Now remove this punishment counter-incentive from your team. Engage them and tell them that it is OK if they make a mistake, big or small as long as they put their backs into saving the damage. Stand back and behold, your people, the ones that care about the art of their work, will start coming up with solutions that not even the most enlightened of managers would not have thought off. Let them loose and just hold on the reins losely so they do not go off into tangential work and believe me you will not believe your eyes.

One has to have a hold on the reins in the fashion that to keep things rolling one has to carefully monitor the level of fault pas from the staff. As long as their number is under control all is well, else tighten a bit. If there are no snaffus chances are that the staff is falling asleep, prick them a bit.

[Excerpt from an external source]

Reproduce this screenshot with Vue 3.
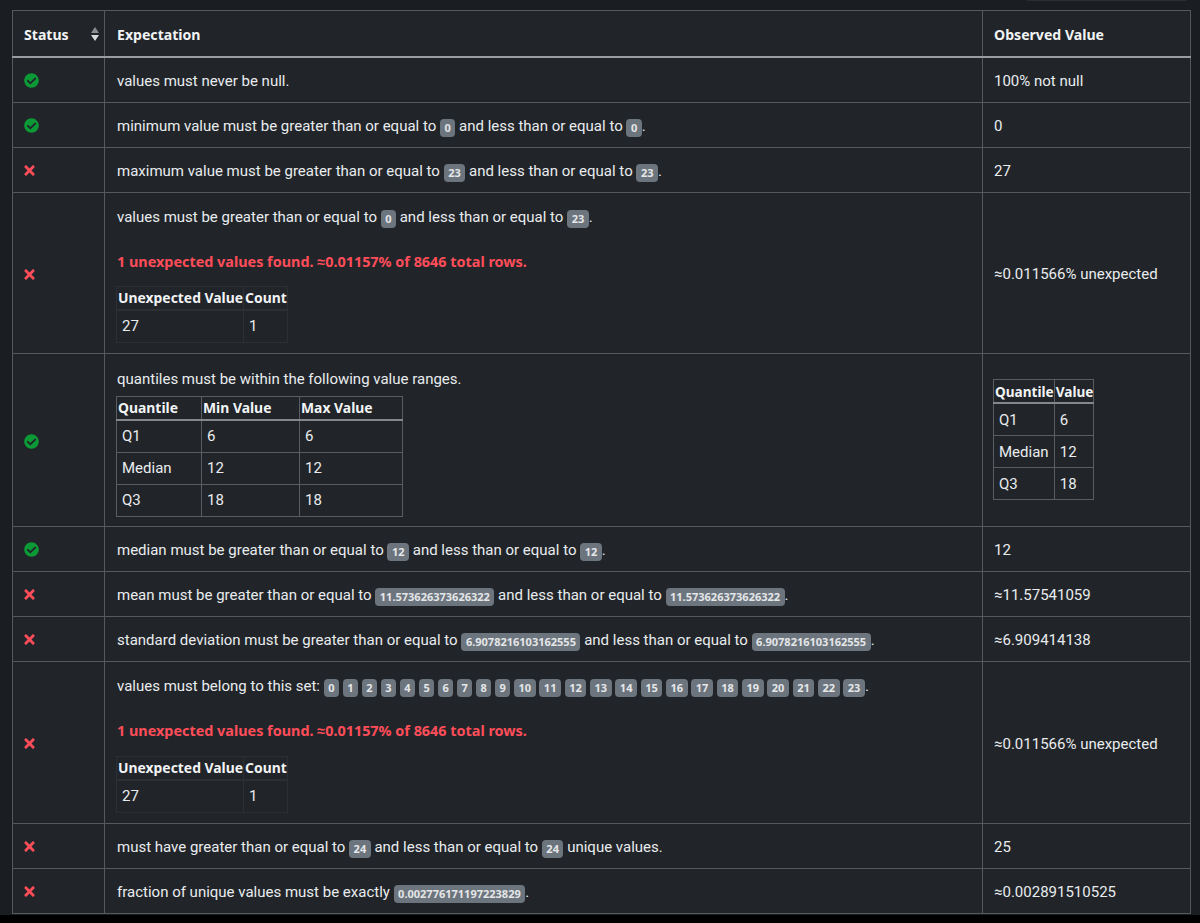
<script setup>
const b = (t) => ({ b: String(t) })
const setBadges = Array.from({ length: 24 }, (_, i) => i)
const ok = 'ok'
const no = 'no'
const simple = (status, parts, observed) => ({ status, parts, observed })
const before = [
  simple(ok, ['values must never be null.'], '100% not null'),
  simple(ok, ['minimum value must be greater than or equal to ', b(0), ' and less than or equal to ', b(0), '.'], '0'),
  simple(no, ['maximum value must be greater than or equal to ', b(23), ' and less than or equal to ', b(23), '.'], '27')
]
const middle = [
  simple(ok, ['median must be greater than or equal to ', b(12), ' and less than or equal to ', b(12), '.'], '12'),
  simple(no, ['mean must be greater than or equal to ', b('11.573626373626322'), ' and less than or equal to ', b('11.573626373626322'), '.'], '≈11.57541059'),
  simple(no, ['standard deviation must be greater than or equal to ', b('6.9078216103162555'), ' and less than or equal to ', b('6.9078216103162555'), '.'], '≈6.909414138')
]
const after = [
  simple(no, ['must have greater than or equal to ', b(24), ' and less than or equal to ', b(24), ' unique values.'], '25'),
  simple(no, ['fraction of unique values must be exactly ', b('0.002776171197223829'), '.'], '≈0.002891510525')
]
const quantiles = [
  ['Q1', 6, 6],
  ['Median', 12, 12],
  ['Q3', 18, 18]
]
const checkPath = 'M504 256c0 136.967-111.033 248-248 248S8 392.967 8 256 119.033 8 256 8s248 111.033 248 248zM227.314 387.314l184-184c6.248-6.248 6.248-16.379 0-22.627l-22.627-22.627c-6.248-6.249-16.379-6.249-22.628 0L216 308.118l-70.059-70.059c-6.248-6.248-16.379-6.248-22.628 0l-22.627 22.627c-6.248 6.248-6.248 16.379 0 22.627l104 104c6.249 6.249 16.379 6.249 22.628.001z'
const timesPath = 'M242.72 256l100.07-100.07c12.28-12.28 12.28-32.19 0-44.48l-22.24-22.24c-12.28-12.28-32.19-12.28-44.48 0L176 189.28 75.93 89.21c-12.28-12.28-32.19-12.28-44.48 0L9.21 111.45c-12.28 12.28-12.28 32.19 0 44.48L109.28 256 9.21 356.07c-12.28 12.28-12.28 32.19 0 44.48l22.24 22.24c12.28 12.28 32.2 12.28 44.48 0L176 322.72l100.07 100.07c12.28 12.28 32.2 12.28 44.48 0l22.24-22.24c12.28-12.28 12.28-32.19 0-44.48L242.72 256z'
const rowsFirst = before
</script>

<template>
  <div class="page">
    <div class="topbar"><div class="search"></div></div>
    <table class="main">
      <colgroup>
        <col class="c1" />
        <col class="c2" />
        <col class="c3" />
      </colgroup>
      <thead>
        <tr>
          <th class="first">
            <div class="status-head">
              <span>Status</span>
              <svg class="sort" viewBox="0 0 8 14" width="8" height="14">
                <path d="M4 0 8 6H0z" fill="#8b8e91" />
                <path d="M4 14 0 8h8z" fill="#d6d8da" />
              </svg>
            </div>
          </th>
          <th>Expectation</th>
          <th class="last">Observed Value</th>
        </tr>
      </thead>
      <tbody>
        <tr v-for="(r, i) in rowsFirst" :key="'a' + i" class="row">
          <td class="first">
            <svg v-if="r.status === ok" class="ico-ok" viewBox="0 0 512 512"><path :d="checkPath" /></svg>
            <svg v-else class="ico-no" viewBox="0 0 352 512"><path :d="timesPath" /></svg>
          </td>
          <td :class="{ 'has-badge': r.parts.length > 1 }"><template v-for="(p, j) in r.parts" :key="j"><span v-if="p.b" class="badge">{{ p.b }}</span><template v-else>{{ p }}</template></template></td>
          <td class="last">{{ r.observed }}</td>
        </tr>

        <tr class="tall-a">
          <td class="first shifted"><svg class="ico-no" viewBox="0 0 352 512"><path :d="timesPath" /></svg></td>
          <td class="stack">
            <p class="line">values must be greater than or equal to <span class="badge">0</span> and less than or equal to <span class="badge">23</span>.</p>
            <p class="danger">1 unexpected values found. ≈0.01157% of 8646 total rows.</p>
            <table class="inner dim">
              <thead><tr><th class="uv">Unexpected Value</th><th>Count</th></tr></thead>
              <tbody><tr><td>27</td><td>1</td></tr></tbody>
            </table>
          </td>
          <td class="last shifted">≈0.011566% unexpected</td>
        </tr>

        <tr class="tall-b">
          <td class="first shifted"><svg class="ico-ok" viewBox="0 0 512 512"><path :d="checkPath" /></svg></td>
          <td class="stack">
            <p class="line q">quantiles must be within the following value ranges.</p>
            <table class="inner bright qt">
              <thead><tr><th>Quantile</th><th>Min Value</th><th>Max Value</th></tr></thead>
              <tbody><tr v-for="q in quantiles" :key="q[0]"><td>{{ q[0] }}</td><td>{{ q[1] }}</td><td>{{ q[2] }}</td></tr></tbody>
            </table>
          </td>
          <td class="last">
            <table class="inner bright ov">
              <thead><tr><th>Quantile</th><th>Value</th></tr></thead>
              <tbody><tr v-for="q in quantiles" :key="q[0]"><td>{{ q[0] }}</td><td>{{ q[1] }}</td></tr></tbody>
            </table>
          </td>
        </tr>

        <tr v-for="(r, i) in middle" :key="'m' + i" class="row">
          <td class="first">
            <svg v-if="r.status === ok" class="ico-ok" viewBox="0 0 512 512"><path :d="checkPath" /></svg>
            <svg v-else class="ico-no" viewBox="0 0 352 512"><path :d="timesPath" /></svg>
          </td>
          <td class="has-badge"><template v-for="(p, j) in r.parts" :key="j"><span v-if="p.b" class="badge">{{ p.b }}</span><template v-else>{{ p }}</template></template></td>
          <td class="last">{{ r.observed }}</td>
        </tr>

        <tr class="tall-c">
          <td class="first shifted"><svg class="ico-no" viewBox="0 0 352 512"><path :d="timesPath" /></svg></td>
          <td class="stack">
            <p class="line">values must belong to this set: <template v-for="n in setBadges" :key="n"><span class="badge">{{ n }}</span>{{ n < 23 ? ' ' : '' }}</template>.</p>
            <p class="danger">1 unexpected values found. ≈0.01157% of 8646 total rows.</p>
            <table class="inner dim c">
              <thead><tr><th class="uv">Unexpected Value</th><th>Count</th></tr></thead>
              <tbody><tr><td>27</td><td>1</td></tr></tbody>
            </table>
          </td>
          <td class="last shifted">≈0.011566% unexpected</td>
        </tr>

        <tr v-for="(r, i) in after" :key="'z' + i" class="row">
          <td class="first"><svg class="ico-no" viewBox="0 0 352 512"><path :d="timesPath" /></svg></td>
          <td class="has-badge"><template v-for="(p, j) in r.parts" :key="j"><span v-if="p.b" class="badge">{{ p.b }}</span><template v-else>{{ p }}</template></template></td>
          <td class="last">{{ r.observed }}</td>
        </tr>
      </tbody>
    </table>
  </div>
</template>

<style>
html, body { margin: 0; background: #000; }
</style>

<style scoped>
.page {
  width: 1200px;
  height: 915px;
  box-sizing: border-box;
  background: #1a1d21;
  padding-left: 12px;
  overflow: hidden;
  font-family: Roboto, sans-serif;
  font-size: 15px;
  color: #e9ecef;
}
.topbar { height: 10px; position: relative; }
.search {
  position: absolute;
  right: 11px;
  top: -8px;
  width: 165px;
  height: 9px;
  box-sizing: border-box;
  border: 1px solid #2b2f33;
  border-radius: 4px;
}
.main {
  width: 1178px;
  table-layout: fixed;
  border-collapse: collapse;
  background: #212529;
}
.c1 { width: 92px; }
.c2 { width: 878px; }
.c3 { width: 208px; }
.main > thead > tr > th,
.main > tbody > tr > td {
  border: 1px solid #55585c;
  padding: 0 12px;
  vertical-align: middle;
  text-align: left;
}
.main > thead > tr > th {
  height: 44px;
  padding-top: 1px;
  font-family: "Noto Sans", sans-serif;
  font-size: 14.1px;
  font-weight: 700;
  color: #f1f3f5;
  border-bottom: 2px solid #9a9c9f;
}
.main > thead > tr > th.first,
.main > tbody > tr > td.first,
.main > thead > tr > th.last,
.main > tbody > tr > td.last { padding-left: 11px; }
.main > tbody > tr.row > td { padding-top: 2px; }
.main > tbody > tr.row > td.has-badge { padding-top: 5px; }
.main > tbody > tr > td.shifted { padding-top: 3px; }
.main > tbody > tr > td.stack { vertical-align: top; padding-top: 13px; }
.tall-b > td.stack { padding-top: 14px !important; }
.status-head { display: flex; align-items: center; justify-content: space-between; margin-right: -7px; }
.sort { display: block; }
.row { height: 45px; }
.tall-a { height: 161px; }
.tall-b { height: 173px; }
.tall-c { height: 162px; }
.ico-ok { width: 15px; height: 15px; display: block; fill: #0b9a36; }
.ico-no { width: 11px; height: 15px; display: block; fill: #ff4d5a; }
.badge {
  display: inline-block;
  background: #6c757d;
  color: #e4e6e8;
  font-family: "Noto Sans", sans-serif;
  font-size: 11px;
  font-weight: 700;
  line-height: 14px;
  padding: 2px 4.5px;
  border-radius: 4px;
  vertical-align: -1px;
}
.line { margin: 0; line-height: 22px; height: 22px; white-space: nowrap; }
.danger {
  margin: 23px 0 13px;
  line-height: 22px;
  color: #ff4d5a;
  font-family: "Noto Sans", sans-serif;
  font-size: 14.4px;
  font-weight: 700;
}
.q { margin-bottom: 6px; }
.inner { border-collapse: collapse; background: #212529; margin-left: -1px; }
.inner.c { margin-top: 14px; }
.inner th {
  padding: 0 0 0 1px;
  text-align: left;
  white-space: nowrap;
  font-family: "Noto Sans", sans-serif;
  font-size: 13.9px;
  font-weight: 700;
  color: #f1f3f5;
  height: 22px;
}
.inner td { padding: 0 5px; height: 31px; }
.dim th, .dim td { border: 1px solid #2c3035; }
.dim th { border-bottom-width: 2px; }
.uv { width: 125px; }
.bright th, .bright td { border: 1px solid #5a5d61; }
.bright th { border-bottom: 2px solid #85888b; }
.qt th:nth-child(1) { width: 83px; }
.qt th:nth-child(2) { width: 96px; }
.qt th:nth-child(3) { width: 101px; }
.ov th { font-size: 13.6px; }
.ov td { padding-right: 3px; }
</style>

All the above allusions have brought forth a mental picture: A talent coach (tech mgr) is like a coach driver, he/she needs to now the work to load on his team as well as when to lose or tighten the reins.


Why not all superb technologists become millionaires ? It is a a problem of values really.

Technologists much like artists, especially the superb ones, value the art behind their creations, their measure, as old hackers used to say, is how elegant a solution is, how divine the idea how refined the approach. Think of it as a fine painting that may have an appeal to the populace but often enough it would not make any connection with the world at large.

Entrepreneurs on the other hand value the monetary level behind their creations. They could care less of design and elegance unless it increases the profit margin, and guess what if one cares about money he/she will make money more often than not.

Think for a moment, right now I am developing a non intrusive voip quality measurement system that will be able to run on windows/linux and on embedded platforms. Had I stopped for a minute to consider who would buy this, I would have dropped the idea. Yet I am running the creator’s fever, I will not be able to relax unless I finish it.

The few enlightened individuals that can cross the chasm are called geniuses by us humbler beings. People like John Walker the creator of AutoCad have created both splendid work and a few fortunes to last. I do not include the well known William in this list, I do not consider him a technologist.

Thank god that there are some technology millionaires so that not all kids will have Trump as their idol!